The Power of Perpetual Optimism

VIRAT: Some of the earlier mantras I've believed in, and maybe I've read it or maybe I've heard it... I believe very strongly, and as a person, somebody who knows me and knows that I do it on a daily basis is that perpetual optimism, for me, is a force multiplier. If you are a perpetual optimist in today's world, if your glass is always half full, it is a force multiplier for you to do your daily life. It could be corporate life, home life, financial life, spiritual life.

But I believe, and somebody told me very early that when you are receiving an objective or you're receiving a task, if your first emotion is optimism, you will structure things better. You will motivate people around you. You will gather the right teams, you will list down things that will make you ultimately achieve the objective. Because, well, in today's world, the glass is half empty. So if you start focusing on that and as a leader, you will really not get anywhere.

GREG: Got it.

VIRAT: So, for me, very early I tried to become an optimist. I mean, it's not you be an optimist and you be—

GREG: Are you an optimist by nature?

VIRAT: I am.

GREG: Have always been?

VIRAT: Yes.

GREG: Okay. And why did somebody give you that advice, by the way?
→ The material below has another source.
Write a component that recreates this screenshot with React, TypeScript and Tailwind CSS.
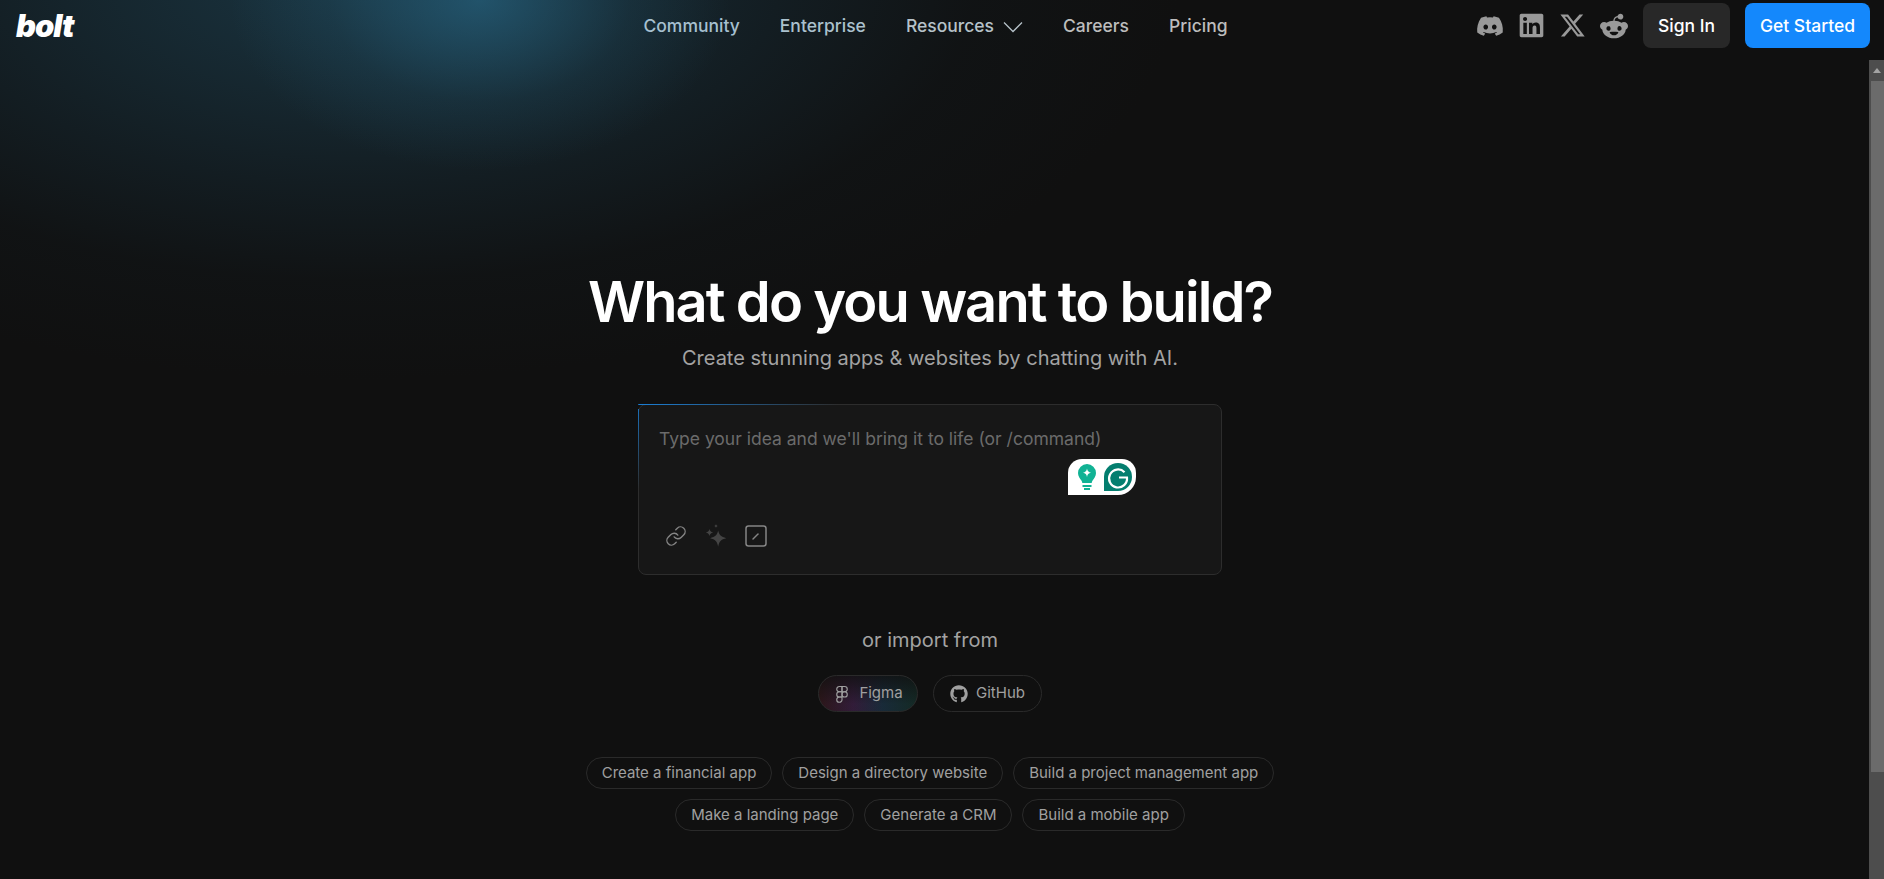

VIRAT: No, just somebody structured it for me. It's just that somebody, in our very initial trainings in my first job — one of the HR trainings in my first job — segmented me as that. And then when I spoke up to that head trainer, she said this line to me that perpetual optimism is a force multiplier. And it just stuck with me so far. And it's just getting all the people in the boat row in the same direction. I mean, you lead by optimism.

GREG: I've heard it called... A guy that I worked with for a while, he used to call that followership is the new leadership. That's a variation of what you're saying.

VIRAT: It is.

GREG: You're building support, encouragement, bringing people along.

VIRAT: Yeah. Greg, I use the word leadership very, very less to be very honest. I believe when you're sitting on a table, everybody's equal. If you do that, then you will actually get the multiplier effect. If there are 10 people in the room, if you want to make them a hundred, then the other nine people have to say and speak and believe the very same thing that you want to do in that room. And that is where I think the perspectives of Gen M, Gen Z is coming in so valuable that it just gives you one angle of the problem that it'll never come to your mind.

GREG: But there is a point, though.

The Importance of Decision Making in Leadership

GREG: So the listener here probably can't see me. I don't know if we'll put this video out there, but I'm older. And I'll tell you, in my experience sometimes, that leadership is about making the tough decisions when others don't. And so at the end of the day, as the leader — designated, accepted, or otherwise — you do have to make a decision and those can be tough decisions. How do you balance that within optimism?

VIRAT: Greg, first thing that I see some leaders lack or managers lack is they don't take decisions.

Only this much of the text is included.